Digital tools (Google Calendar, Notion, even a simple spreadsheet) are easy to adjust and can send you reminders. The disadvantage is that they live on your phone — the same device that hosts your biggest distractions. If you use a digital timetable, turn off all non-essential notifications during study blocks.
Some students find a hybrid approach works best: a digital calendar for the overall weekly structure, and a paper checklist for each day’s specific tasks.
Sample Timetable for Matric Study Leave
Here’s a practical example for a typical day during matric study leave:
- 07:00 – 07:30: Wake up, breakfast, get ready.
- 07:30 – 09:00: Study Block 1 — weakest subject (e.g., Maths past paper under timed conditions).
- 09:00 – 09:30: Break — walk, snack, stretch.
- 09:30 – 11:00: Study Block 2 — second priority subject (e.g., Physical Sciences theory revision).
- 11:00 – 12:00: Lunch and proper rest (no screens if possible).
- 12:00 – 13:30: Study Block 3 — third subject (e.g., Life Sciences diagrams and processes).
- 13:30 – 14:00: Break.
- 14:00 – 15:00: Study Block 4 — lighter subject or past paper review.
- 15:00 – 17:00: Free time — exercise, socialise, relax. Non-negotiable.
- 17:00 – 18:00: Optional Block 5 — flashcard review or light reading for a content subject.

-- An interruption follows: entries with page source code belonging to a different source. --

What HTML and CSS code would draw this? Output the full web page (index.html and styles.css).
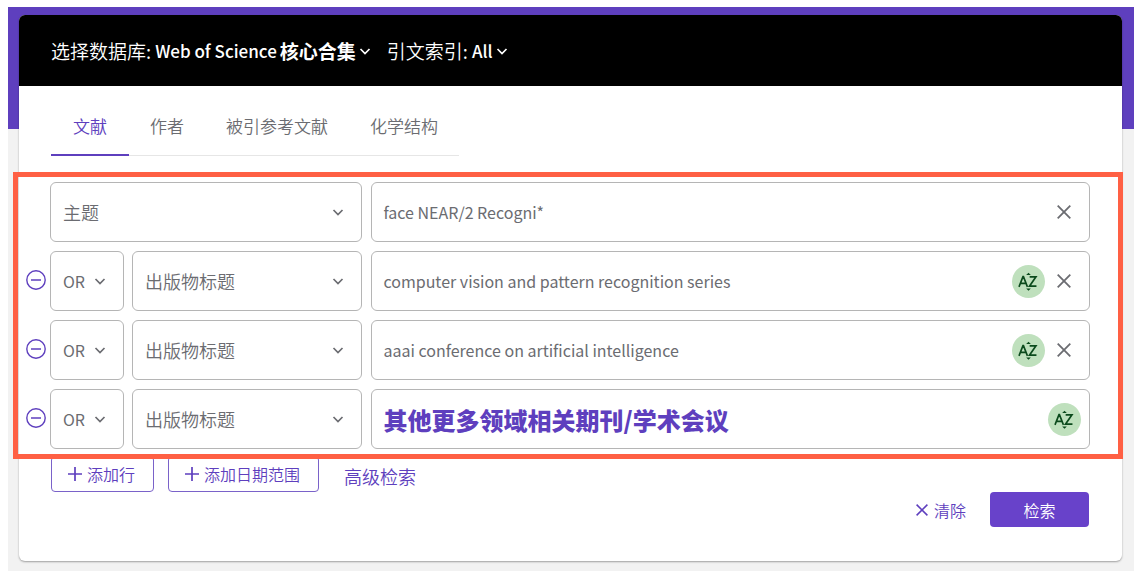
FILE: index.html
```html
<!DOCTYPE html>
<html lang="zh-CN">
<head>
<meta charset="utf-8">
<meta name="viewport" content="width=device-width, initial-scale=1">
<title>Web of Science 检索</title>
<link rel="stylesheet" href="styles.css">
</head>
<body>
<svg class="sprite" aria-hidden="true">
  <symbol id="chevron" viewBox="0 0 12 12"><path d="M1.500 4L6 8.500 10.500 4" fill="none" stroke="currentColor" stroke-width="1.7"/></symbol>
  <symbol id="close" viewBox="0 0 14 14"><path d="M.7.7l12.600 12.600M13.300.7L.7 13.300" fill="none" stroke="currentColor" stroke-width="1.8"/></symbol>
  <symbol id="plus" viewBox="0 0 14 14"><path d="M7 0v14M0 7h14" fill="none" stroke="currentColor" stroke-width="1.7"/></symbol>
  <symbol id="minus" viewBox="0 0 20 20"><circle cx="10" cy="10" r="9.2" fill="none" stroke="currentColor" stroke-width="1.4"/><path d="M5 10h10" fill="none" stroke="currentColor" stroke-width="1.5"/></symbol>
  <symbol id="az" viewBox="0 0 34 34"><path d="M7.200 22.500L11.300 12h.5l4.100 10.500M8.600 19h5.900M18.200 12.200h6.500L18 21.800h7.200" fill="none" stroke="currentColor" stroke-width="1.700"/><path d="M14.600 10.200L17 8l2.400 2.200zM14.600 24.300L17 26.500l2.400-2.200z" fill="currentColor"/></symbol>
</svg>
<div class="page">
  <main class="card">
    <header class="sources">
      <div class="source"><span id="db">选择数据库:</span><button type="button" class="source-pick" aria-describedby="db"><span>Web of Science</span><span class="han">核心合集</span><svg class="chevron"><use href="#chevron"/></svg></button></div>
      <div class="source"><span id="index">引文索引:</span><button type="button" class="source-pick" aria-describedby="index"><span>All</span><svg class="chevron"><use href="#chevron"/></svg></button></div>
    </header>

    <div class="content">
      <nav class="tabs">
        <a class="tab active" href="#documents" aria-current="page">文献</a>
        <a class="tab" href="#authors">作者</a>
        <a class="tab" href="#cited">被引参考文献</a>
        <a class="tab" href="#structure">化学结构</a>
      </nav>

      <form class="search">
        <div class="rows">
          <div class="row">
            <div class="criteria">
              <label class="pick field"><select aria-label="检索字段"><option>主题</option></select><svg class="chevron"><use href="#chevron"/></svg></label>
            </div>
            <div class="query">
              <input type="text" aria-label="检索词" value="face NEAR/2 Recogni*">
              <button type="button" class="clear" aria-label="清除检索词"><svg><use href="#close"/></svg></button>
            </div>
          </div>
          <div class="row">
            <button type="button" class="remove" aria-label="删除行"><svg><use href="#minus"/></svg></button>
            <div class="criteria">
              <label class="pick operator"><select aria-label="运算符"><option>OR</option></select><svg class="chevron"><use href="#chevron"/></svg></label>
              <label class="pick field"><select aria-label="检索字段"><option>出版物标题</option></select><svg class="chevron"><use href="#chevron"/></svg></label>
            </div>
            <div class="query">
              <input type="text" aria-label="检索词" value="computer vision and pattern recognition series">
              <button type="button" class="browse" aria-label="从索引中选择"><svg><use href="#az"/></svg></button>
              <button type="button" class="clear" aria-label="清除检索词"><svg><use href="#close"/></svg></button>
            </div>
          </div>
          <div class="row">
            <button type="button" class="remove" aria-label="删除行"><svg><use href="#minus"/></svg></button>
            <div class="criteria">
              <label class="pick operator"><select aria-label="运算符"><option>OR</option></select><svg class="chevron"><use href="#chevron"/></svg></label>
              <label class="pick field"><select aria-label="检索字段"><option>出版物标题</option></select><svg class="chevron"><use href="#chevron"/></svg></label>
            </div>
            <div class="query">
              <input type="text" aria-label="检索词" value="aaai conference on artificial intelligence">
              <button type="button" class="browse" aria-label="从索引中选择"><svg><use href="#az"/></svg></button>
              <button type="button" class="clear" aria-label="清除检索词"><svg><use href="#close"/></svg></button>
            </div>
          </div>
          <div class="row">
            <button type="button" class="remove" aria-label="删除行"><svg><use href="#minus"/></svg></button>
            <div class="criteria">
              <label class="pick operator"><select aria-label="运算符"><option>OR</option></select><svg class="chevron"><use href="#chevron"/></svg></label>
              <label class="pick field"><select aria-label="检索字段"><option>出版物标题</option></select><svg class="chevron"><use href="#chevron"/></svg></label>
            </div>
            <div class="query last">
              <input type="text" class="note" aria-label="检索词" value="其他更多领域相关期刊/学术会议">
              <button type="button" class="browse" aria-label="从索引中选择"><svg><use href="#az"/></svg></button>
            </div>
          </div>
          <div class="highlight"></div>
        </div>

        <div class="tools">
          <button type="button" class="outline"><svg><use href="#plus"/></svg>添加行</button>
          <button type="button" class="outline"><svg><use href="#plus"/></svg>添加日期范围</button>
          <a class="advanced" href="#advanced">高级检索</a>
        </div>
        <div class="submit">
          <button type="reset" class="reset"><svg><use href="#close"/></svg>清除</button>
          <button type="submit" class="go">检索</button>
        </div>
      </form>
    </div>
  </main>
</div>
</body>
</html>
```
FILE: styles.css
```css
* { box-sizing: border-box; }
body {
  margin: 0;
  padding: 7px 9px 7px 8px;
  background: #fff;
  color: #6b6c71;
  font-family: "Noto Sans CJK SC", sans-serif;
  font-size: 16px;
  font-weight: 350;
}
button, input, select { font: inherit; color: inherit; }
button { padding: 0; border: 0; background: none; cursor: pointer; }
a { text-decoration: none; }
svg { display: block; flex: none; }
.sprite { display: none; }

.page {
  padding: 8px 12px 10px 11px;
  background: linear-gradient(#5e3fbe 122px, #f2f2f2 122px);
}
.card {
  border-radius: 6px;
  background: #fff;
  box-shadow: 0 1px 2px rgba(0, 0, 0, .35);
}
.sources {
  display: flex;
  gap: 16px;
  height: 71px;
  padding: 0 32px;
  border-radius: 6px 6px 0 0;
  background: #000;
  color: #fff;
  font-size: 19px;
  align-items: center;
}
.source { display: flex; align-items: center; gap: 4px; }
.source-pick { display: flex; align-items: center; gap: 3px; font-size: 17px; font-weight: 500; }
.han { font-size: 19px; font-weight: 700; }
.chevron { width: 12px; height: 12px; }

.content { padding: 0 32px 34px; }
.tabs { display: flex; width: fit-content; border-bottom: 1px solid #e6e6e6; }
.tab {
  height: 70px;
  margin-bottom: -1px;
  padding: 0 21px;
  line-height: 80px;
  font-size: 17px;
  color: #6b6c71;
}
.tab.active { padding: 0 22px; border-bottom: 2px solid #5e3fbe; color: #5e3fbe; }

.rows {
  position: relative;
  display: flex;
  flex-direction: column;
  gap: 9px;
  padding-top: 26px;
  margin: 0 0 0 -1px;
}
.row {
  position: relative;
  display: grid;
  grid-template-columns: minmax(0, 10fr) minmax(0, 23fr);
  gap: 9px;
  height: 60px;
}
.remove { position: absolute; left: -24px; top: 19px; color: #5e3fbe; }
.remove svg { width: 20px; height: 20px; }
.criteria { display: flex; gap: 8px; }
.pick, .query { border: 1px solid #b5b5b5; border-radius: 6px; }
.pick { display: grid; align-items: center; }
.pick select {
  grid-area: 1 / 1;
  width: 100%;
  height: 100%;
  padding: 0 12px;
  border: 0;
  background: none;
  appearance: none;
  font-size: 18px;
}
.pick .chevron { grid-area: 1 / 1; justify-self: end; margin-right: 17px; pointer-events: none; }
.operator { width: 74px; }
.operator select { font-size: 16px; font-weight: 400; }
.field { flex: 1; }
.query { display: flex; align-items: center; gap: 12px; padding: 0 18px 0 11px; }
.query.last { padding-right: 8px; }
.query input { flex: 1; min-width: 0; height: 100%; padding: 0; border: 0; outline: 0; background: none; font-weight: 400; }
.query .note { color: #5e3fbe; font-size: 24px; font-weight: 900; }
.clear svg { width: 14px; height: 14px; }
.browse { border-radius: 50%; background: #bfe0bd; color: #0b4a1c; }
.browse svg { width: 33px; height: 33px; }
.highlight {
  position: absolute;
  inset: 16px -33px -10px -37px;
  border: 5px solid #ff6044;
  pointer-events: none;
}

.tools { display: flex; gap: 14px; padding-top: 7px; color: #5e3fbe; }
.outline {
  display: flex;
  align-items: center;
  gap: 5px;
  height: 36px;
  padding: 0 18px 0 16px;
  border: 1px solid #7a62c9;
  border-radius: 4px;
}
.outline svg { width: 14px; height: 14px; }
.advanced { margin-left: 11px; color: inherit; font-size: 18px; line-height: 40px; height: 36px; }
.submit { display: flex; justify-content: flex-end; align-items: center; gap: 24px; padding-right: 1px; }
.reset { display: flex; align-items: center; gap: 6px; color: #5e3fbe; }
.reset svg { width: 12px; height: 12px; }
.go { width: 99px; height: 35px; border-radius: 4px; background: #6842ca; color: #fff; }
```
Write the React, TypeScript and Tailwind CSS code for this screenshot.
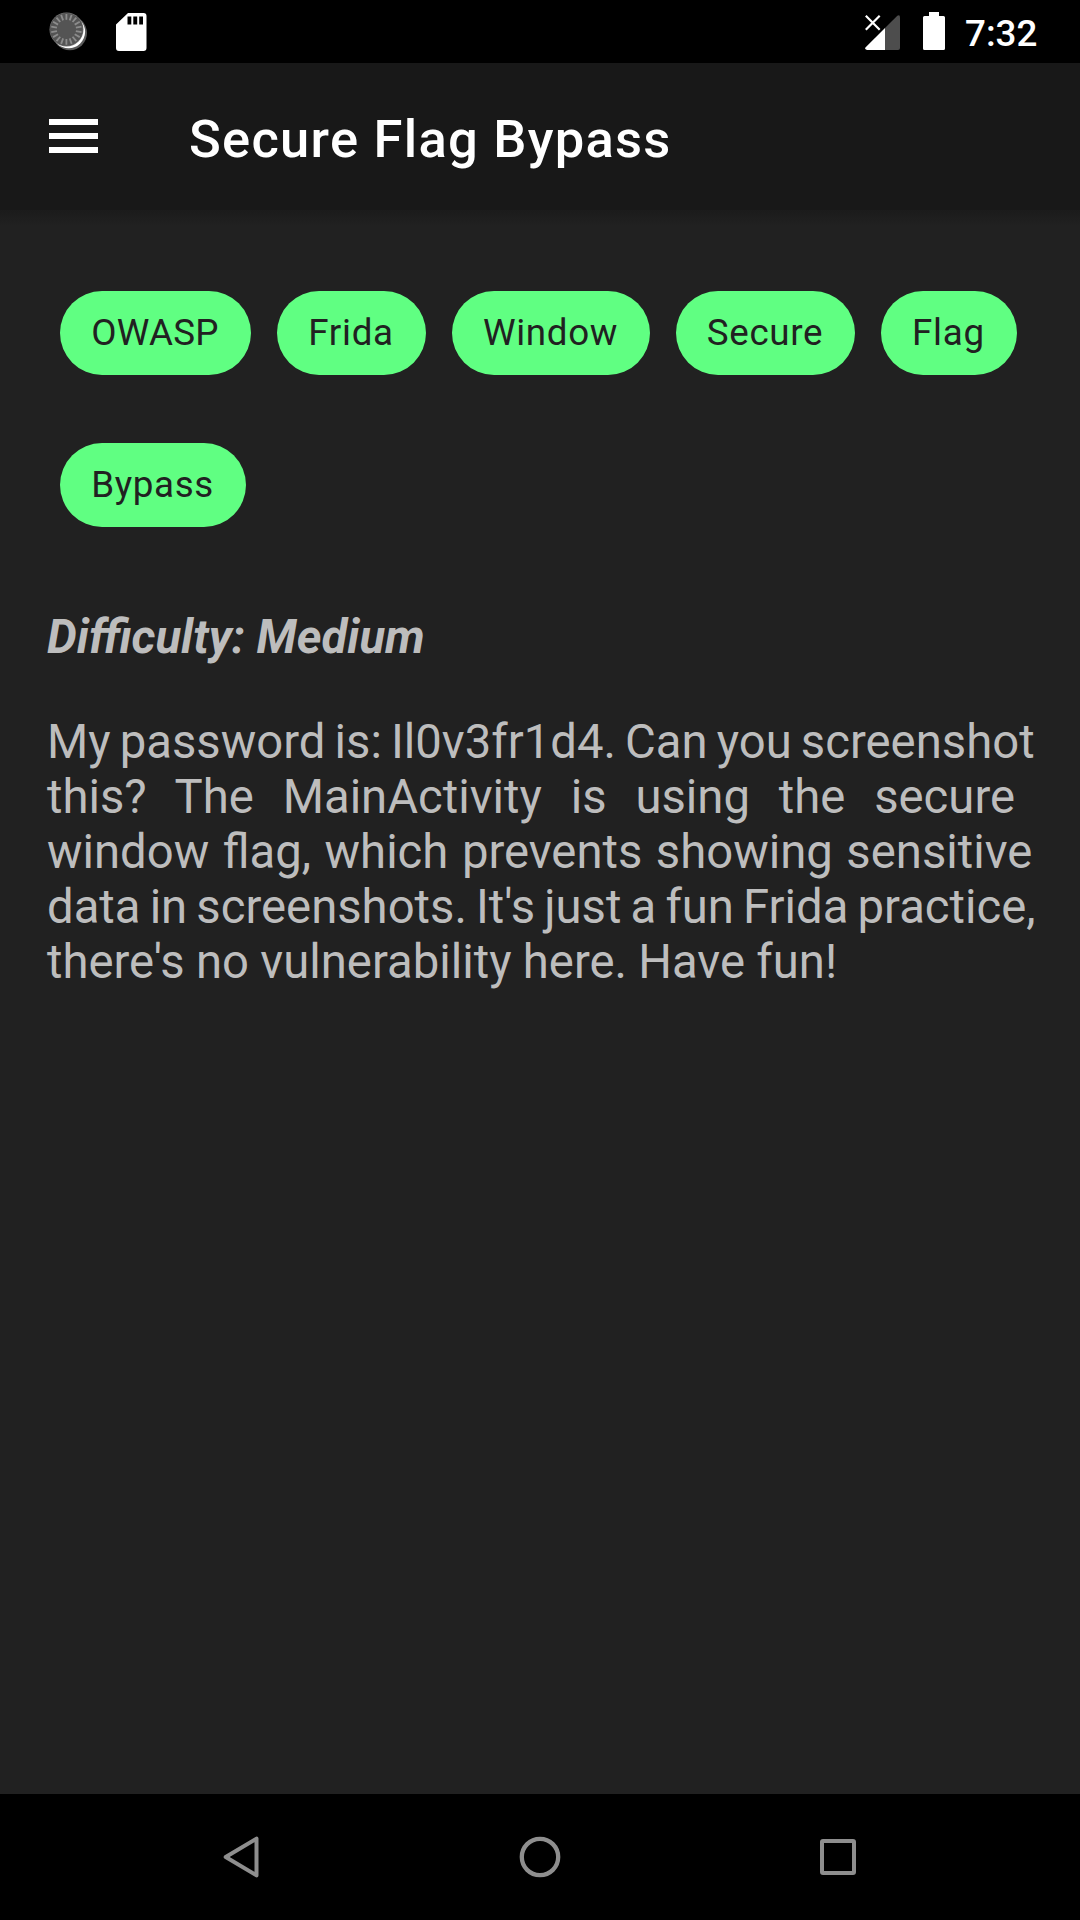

- 18:00 onwards: Dinner, family time, wind down. No studying after 20:00 — your brain needs sleep to consolidate what you learned today.
This gives you 5-6 hours of focused study with adequate breaks and free time. It’s sustainable over weeks, which is exactly what matric study leave demands.
The best study timetable isn’t the one that looks most impressive — it’s the one that gets followed. Start simple, be honest about your capacity, review weekly, and adjust as you go. Combined with quality study resources from LeagueIQ, a realistic timetable is one of the most powerful tools you have heading into your exams.